The USCC’s founding members include large marijuana operators such as Acreage Holdings, Canopy Growth Corp., Columbia Care, Cresco Labs, Curaleaf Holdings, iAnthus and PharmaCann.
Khadijah Tribble was recently appointed as interim CEO of the USCC after Steven Hawkins abruptly departed last month without explanation from Hawkins or the group.
Hawkins’ departure also shed light on complaints by some that the USCC is too focused on corporate interests, with the Association for Cannabis Health Equity and Medicine (ACHEM) announcing its resignation from the USCC’s board of directors.
The USCC said Hawkins’ departure and ACHEM’s exit were unrelated.
Tribble is a senior vice president of corporate social responsibility for Massachusetts-based MSO Curaleaf.
The USCC doesn’t hold conferences, instead focusing on lobbying and advocacy efforts.
On that point, Avis Bulbulyan, a Los Angeles-based marijuana consultant, said he believes the USCC is more focused on its purpose as an organization.
“I see in them a lot more of a hyper focus on federal reform,” he added. “More strategic and a lot more pinpointed in their approach. NCIA is more of a broader, umbrella association.”
Billingsley said her organization tries its best to coordinate messages with NCIA.
“Where we overwhelmingly agree on different topics we try to present a unified voice,” she said.
Both groups are focused on the SAFE Banking Act and 280E reform.
“It’s the same two things that we’ve been talking about for over a decade,” Billingsley said.

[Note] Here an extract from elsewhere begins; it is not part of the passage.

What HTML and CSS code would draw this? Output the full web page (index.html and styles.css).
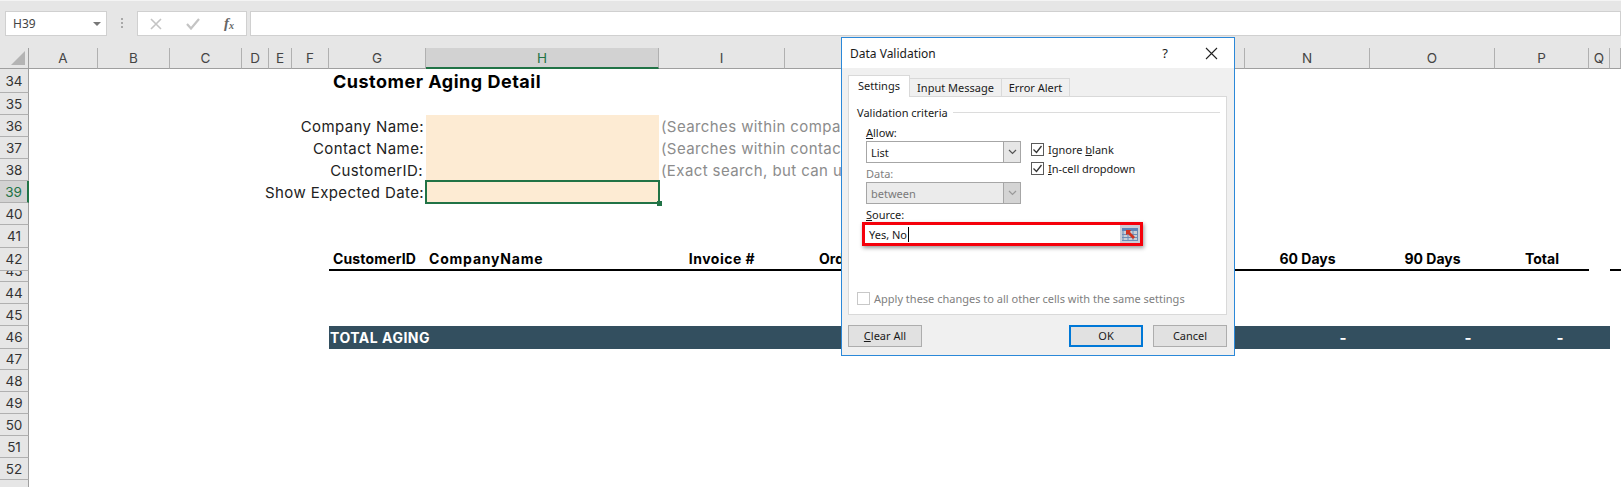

For the NCIA, the immediate priority is the SAFE Banking Act.
“That’s the one policy change that we likely have the votes for in the Senate,” Smith said. “It affects the smaller businesses, the equity operators, those who don’t have access to private capital or deep pockets.”
Bigger picture, the NCIA is also advocating for Senate Majority Leader Chuck Schumer’s Cannabis Administration and Opportunity Act (CAOA), knowing that there’s zero chance it’s going to pass this year, he added.
“Just making sure that members of Congress hear from all of the issues that affect businesses in the industry,” Smith said.
He went on to add that 280E remains “very crippling” for the industry, noting how the NCIA is taking a different approach.
The group has worked unsuccessfully in the past to get 280E reform passed as a stand-alone piece of legislation.
“I really think that the key to getting 280E relief at this point is a broader bill like CAOA that deschedules (marijuana),” Smith said.
Unfortunately, he added, the industry doesn’t have the 60 votes in the Senate it needs for that right now.
Billingsley, for her part, said the USCC believes the expungement and equity provisions of legal and regulatory reform should go “hand-in-hand” with 280E and banking reform.